FIGS. 11 and 12 show a die having grooves 8 to produce elongated projections, the bases 15 of the grooves being parallel to the longitudinal axis of the die. On the other hand, the sides of the grooves in the section F of the die above the smallest cross-section of the die orifice incline towards the longitudinal axis of the die so that the width of the groove increases upwardly. In the area F the material is pressed tangentially in towards the centre of the groove and compensation is obtained for the alteration in dimension which is obtained as the projections become extended. This may be called tangential compensation.

FIGS. 13 and 14 show a die constructed in such a way that both tangential and radial compensation are obtained. The side surfaces and base surfaces have the same designations as in the preceding figures.

FIGS. 15 and 16 show a die according to FIGS. 13 and 14 modified to produce a section having four helically arranged elongated projections.

FIGS. 17 and 18 show a die according to FIGS. 13 and 14 which is modified in such a way that the projection 9 between the grooves of the die is somewhat bevelled at the transition from the conical surface of the die to its vertical orifice surface. The projections 9 will therefore acquire a surface 19 which will form a more acute angle with respect to the axis of the die than the conical inlet surface 6.

The die according to the invention is applicable to all types of sections. That a die has been described which produces a section having only four elongated projections with flat sides is purely because the invention can be more clearly explained in this way.

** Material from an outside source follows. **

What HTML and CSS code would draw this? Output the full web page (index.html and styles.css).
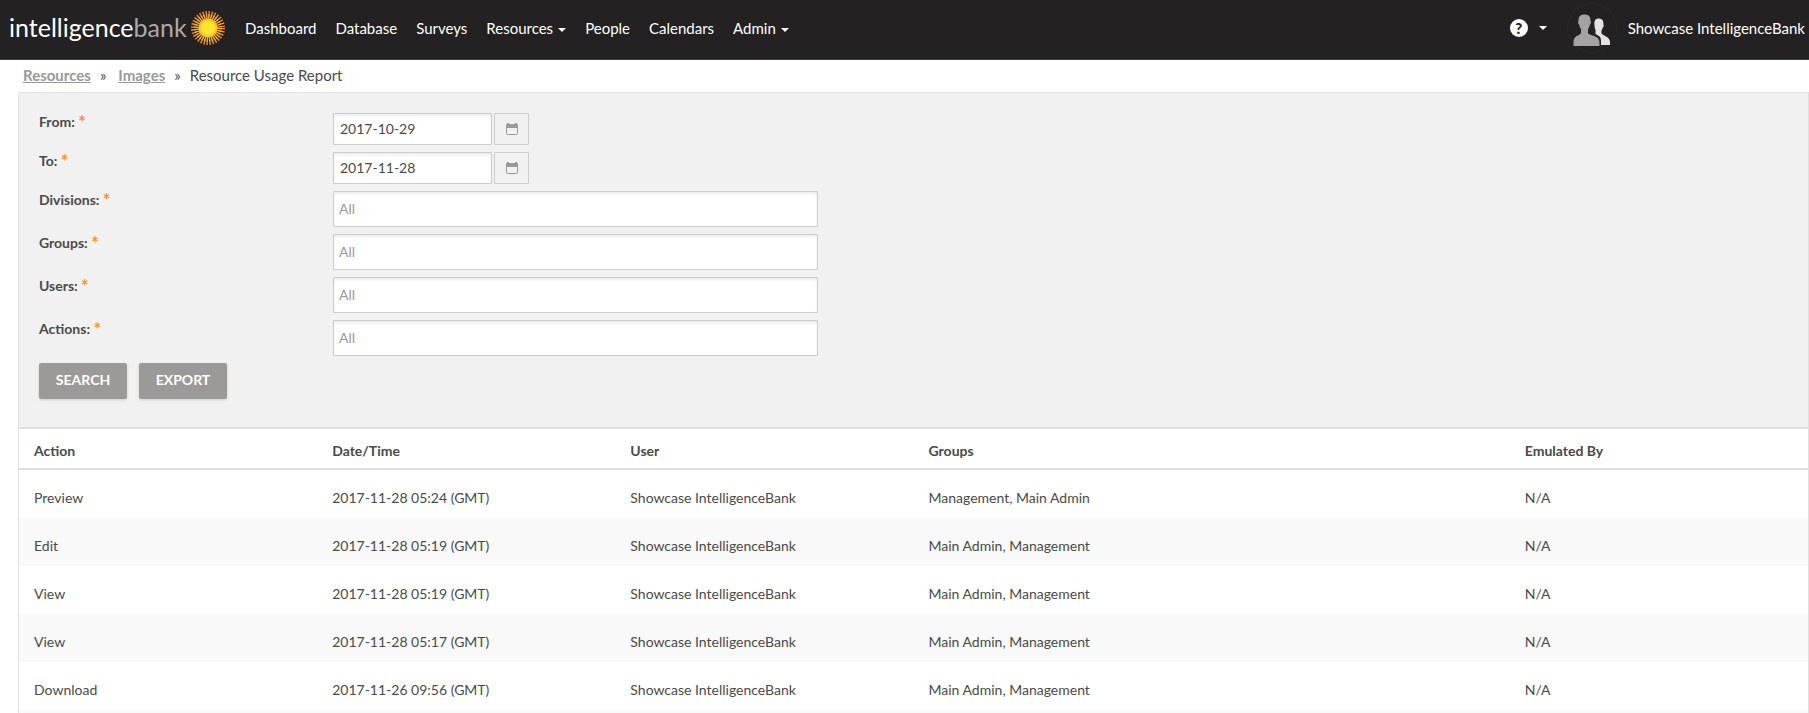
FILE: index.html
```html
<!DOCTYPE html>
<html lang="en">
<head>
  <meta charset="UTF-8" />
  <title>Resource Usage Report - IntelligenceBank</title>
  <meta name="viewport" content="width=device-width, initial-scale=1.0"/>
  <link rel="stylesheet" href="styles.css">
</head>
<body>

  <header class="topbar">
    <a class="logo" href="#dashboard">
      <span class="logo-text">intelligence<span class="logo-bank">bank</span></span>
      <svg class="logo-sun" viewBox="0 0 36 36" aria-hidden="true">
        <circle cx="18" cy="18" r="13" fill="none" stroke="#f08a24" stroke-width="8" stroke-dasharray="1.2 1.353"/>
        <circle cx="18" cy="18" r="11.5" fill="none" stroke="#f9b233" stroke-width="5" stroke-dasharray="1.2 1.058"/>
        <circle cx="18" cy="18" r="9.5" fill="#fcc52c"/>
        <circle cx="18" cy="18" r="7" fill="#fde530"/>
      </svg>
    </a>

    <nav>
      <ul>
        <li><a href="#dashboard">Dashboard</a></li>
        <li><a href="#database">Database</a></li>
        <li><a href="#surveys">Surveys</a></li>
        <li><a href="#resources">Resources<span class="caret"></span></a></li>
        <li><a href="#people">People</a></li>
        <li><a href="#calendars">Calendars</a></li>
        <li><a href="#admin">Admin<span class="caret"></span></a></li>
      </ul>
    </nav>

    <div class="account">
      <button class="help" type="button" aria-label="Help">
        <span class="help-icon">?</span>
        <span class="caret"></span>
      </button>
      <a class="profile" href="#profile">
        <svg class="avatar" viewBox="0 0 50 50" aria-hidden="true">
          <circle cx="25" cy="25" r="24.5" fill="none" stroke="#2a2829"/>
          <path fill="#e2e2e2" d="M27.500 22c-.7-4.500 1.200-6.500 4.300-6.500s5 2 4.600 6c.7.600.3 2.400-.6 3-.3 1.300-.7 2-1.300 2.800v3.200c1.500 2.500 8.500 3 8.500 8.500V42H34v-4c0-4-1.500-5-5.500-7v-4c-.7-1.500-1-3-1-5z"/>
          <path fill="#a3a3a3" stroke="#232122" stroke-width="1" paint-order="stroke" d="M17.500 11.500c4 0 6.200 2 6 6.500.8.700.4 3-.7 3.700-.4 2-1 3.300-1.800 4.300v4.200c1.500 2.500 11.500 2.200 11.500 8.800V43H6.500v-4c0-6.600 6-6.300 7.500-8.800V26c-.8-1-1.400-2.300-1.800-4.300-1.100-.7-1.500-3-.7-3.700-.2-4.500 2-6.500 6-6.500z"/>
        </svg>
        Showcase IntelligenceBank
      </a>
    </div>
  </header>

  <div class="breadcrumb">
    <a href="#resources">Resources</a>
    <span class="sep">»</span>
    <a href="#images">Images</a>
    <span class="sep">»</span>
    <span>Resource Usage Report</span>
  </div>

  <main class="report">
    <form class="filters">
      <div class="field">
        <label for="from">From: <span class="required">*</span></label>
        <div class="date">
          <input type="text" id="from" value="2017-10-29">
          <button type="button" aria-label="Pick from date">
            <svg viewBox="0 0 14 14" aria-hidden="true"><path d="M3 1v2M11 1v2" stroke="#999" stroke-width="2"/><rect x="1" y="2" width="12" height="4" rx="1" fill="#999"/><rect x="1.500" y="3.500" width="11" height="9" rx="1" fill="none" stroke="#999"/></svg>
          </button>
        </div>
      </div>
      <div class="field">
        <label for="to">To: <span class="required">*</span></label>
        <div class="date">
          <input type="text" id="to" value="2017-11-28">
          <button type="button" aria-label="Pick to date">
            <svg viewBox="0 0 14 14" aria-hidden="true"><path d="M3 1v2M11 1v2" stroke="#999" stroke-width="2"/><rect x="1" y="2" width="12" height="4" rx="1" fill="#999"/><rect x="1.500" y="3.500" width="11" height="9" rx="1" fill="none" stroke="#999"/></svg>
          </button>
        </div>
      </div>
      <div class="field">
        <label for="divisions">Divisions: <span class="required">*</span></label>
        <input class="wide" type="text" id="divisions" placeholder="All">
      </div>
      <div class="field">
        <label for="groups">Groups: <span class="required">*</span></label>
        <input class="wide" type="text" id="groups" placeholder="All">
      </div>
      <div class="field">
        <label for="users">Users: <span class="required">*</span></label>
        <input class="wide" type="text" id="users" placeholder="All">
      </div>
      <div class="field">
        <label for="actions">Actions: <span class="required">*</span></label>
        <input class="wide" type="text" id="actions" placeholder="All">
      </div>
      <div class="buttons">
        <button type="button">SEARCH</button>
        <button type="button">EXPORT</button>
      </div>
    </form>

    <table>
      <colgroup>
        <col span="3" class="col">
        <col class="col-groups">
        <col class="col">
      </colgroup>
      <thead>
        <tr>
          <th>Action</th>
          <th>Date/Time</th>
          <th>User</th>
          <th>Groups</th>
          <th>Emulated By</th>
        </tr>
      </thead>
      <tbody>
        <tr>
          <td>Preview</td>
          <td>2017-11-28 05:24 (GMT)</td>
          <td>Showcase IntelligenceBank</td>
          <td>Management, Main Admin</td>
          <td>N/A</td>
        </tr>
        <tr>
          <td>Edit</td>
          <td>2017-11-28 05:19 (GMT)</td>
          <td>Showcase IntelligenceBank</td>
          <td>Main Admin, Management</td>
          <td>N/A</td>
        </tr>
        <tr>
          <td>View</td>
          <td>2017-11-28 05:19 (GMT)</td>
          <td>Showcase IntelligenceBank</td>
          <td>Main Admin, Management</td>
          <td>N/A</td>
        </tr>
        <tr>
          <td>View</td>
          <td>2017-11-28 05:17 (GMT)</td>
          <td>Showcase IntelligenceBank</td>
          <td>Main Admin, Management</td>
          <td>N/A</td>
        </tr>
        <tr>
          <td>Download</td>
          <td>2017-11-26 09:56 (GMT)</td>
          <td>Showcase IntelligenceBank</td>
          <td>Main Admin, Management</td>
          <td>N/A</td>
        </tr>
      </tbody>
    </table>
    <div class="table-end"></div>
  </main>

</body>
</html>
```
FILE: styles.css
```css
* {
  box-sizing: border-box;
}

body {
  margin: 0;
  font-family: Lato, "Open Sans", sans-serif;
  font-size: 14px;
  line-height: 20px;
  background-color: #fff;
  color: #4a4a4a;
}

input,
button {
  font-family: inherit;
  font-size: 14px;
  color: inherit;
}

/* Top bar */

.topbar {
  display: flex;
  align-items: center;
  height: 60px;
  padding: 0 4px 3px 9px;
  background-color: #232122;
  border-bottom: 1px solid #3d3b3c;
  font-size: 15px;
}

.topbar a {
  color: #fff;
  text-decoration: none;
}

.logo {
  display: flex;
  align-items: center;
  gap: 4px;
}

.logo-text {
  width: 177px;
  padding-bottom: 2px;
  font-size: 25px;
  line-height: 32px;
}

.logo-bank {
  color: #aaa;
}

.logo-sun {
  width: 36px;
  height: 36px;
}

nav ul {
  display: flex;
  gap: 19px;
  list-style: none;
  margin: 0;
  padding: 0 0 0 19px;
}

.caret {
  display: inline-block;
  margin-left: 5px;
  vertical-align: middle;
  border: 4px solid transparent;
  border-top-color: #fff;
  border-bottom: 0;
}

.account {
  display: flex;
  align-items: center;
  gap: 20px;
  margin-left: auto;
}

.help {
  display: flex;
  align-items: center;
  gap: 6px;
  padding: 0;
  border: 0;
  background: none;
}

.help-icon {
  width: 18px;
  height: 18px;
  border-radius: 50%;
  background-color: #fff;
  color: #232122;
  font-size: 15px;
  font-weight: 900;
  line-height: 18px;
  text-align: center;
}

.profile {
  display: flex;
  align-items: center;
  gap: 11px;
}

.avatar {
  width: 50px;
  height: 50px;
}

/* Breadcrumb */

.breadcrumb {
  display: flex;
  height: 32px;
  padding: 5px 23px;
  font-size: 15px;
}

.breadcrumb a {
  color: #999;
  font-weight: bold;
}

.sep {
  margin: 0 9px;
}

.sep + a {
  margin-left: 3px;
}

/* Filters */

.report {
  margin-left: 18px;
  border: 1px solid #e0e0e0;
  border-bottom: 0;
}

.filters {
  padding: 20px 20px 28px;
  background-color: #f1f1f1;
  border-bottom: 2px solid #e0e0e0;
}

.field {
  display: flex;
  align-items: flex-start;
  margin-bottom: 7px;
}

.field label {
  width: 294px;
  font-weight: bold;
  line-height: 18px;
}

.required {
  color: #f7923a;
  font-size: 18px;
  line-height: 1;
  vertical-align: text-top;
}

.date {
  display: flex;
  gap: 2px;
}

.field input {
  width: 159px;
  height: 32px;
  padding: 0 6px 2px;
  border: 1px solid #ccc;
  border-radius: 1px;
  background-color: #fff;
  box-shadow: inset 0 2px 3px rgba(0, 0, 0, 0.08);
}

.field .wide {
  width: 485px;
  height: 36px;
  padding: 0 5px 2px;
}

.field input::placeholder {
  color: #999;
}

.date button {
  display: flex;
  align-items: center;
  justify-content: center;
  width: 35px;
  height: 32px;
  padding: 0;
  border: 1px solid #ccc;
  border-radius: 1px;
  background-color: #f1f1f1;
}

.date svg {
  width: 14px;
  height: 14px;
}

.buttons {
  display: flex;
  gap: 12px;
}

.buttons button {
  width: 88px;
  height: 36px;
  padding: 0 0 3px;
  border: 0;
  border-radius: 2px;
  background-color: #9b9a99;
  color: #fff;
  font-weight: bold;
  box-shadow: 0 1px 3px rgba(0, 0, 0, 0.15);
}

/* Results */

table {
  width: 100%;
  border-collapse: collapse;
  table-layout: fixed;
}

.col-groups {
  width: 33.33%;
}

th,
td {
  padding: 18px 15px 10px;
  text-align: left;
}

th {
  padding: 12px 15px 7px;
  border-bottom: 2px solid #e0e0e0;
}

tbody tr:nth-child(even),
.table-end {
  background-color: #f9f9f9;
}

.table-end {
  height: 3px;
}
```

It has been found that the radial compensation, i.e., the embodiment having an inclined groove base but parallel groove sides is most suitable from the lubrication point of view. The radial compensation due to an inclined groove base is limited since at the first part of the die inlet opening within an area M there must be a conical sealing surface of a certain width. When the radial compensation which can be achieved is insufficient, it can be combined with tangential compensation, i.e., the sides of the grooves may be made inclined.

Claims

I claim:

1. Die having an extrusion orifice with a substantially circular central opening and grooves communicating therewith for producing rods having a central core part and elongated projections extending from said core part, by means of hydrostatic extrusion, the bases of the grooves in the die being inclined towards the longitudinal axis of the die.

2. Die according to claim 1, the grooves in the die decreasing in width from the inlet side towards the smallest cross-section of the die opening.

3. Die according to claim 1, in which the grooves are helical in shape.

4. Die according to claim 1 having a conical inlet, in which the projections between the grooves of the die are bevelled nearest to the smallest cross-section of the die so that the surfaces of the projections of the die between the grooves are directed towards the center of the die from a more acute angle to the longitudinal axis of the die than the surface of the inlet.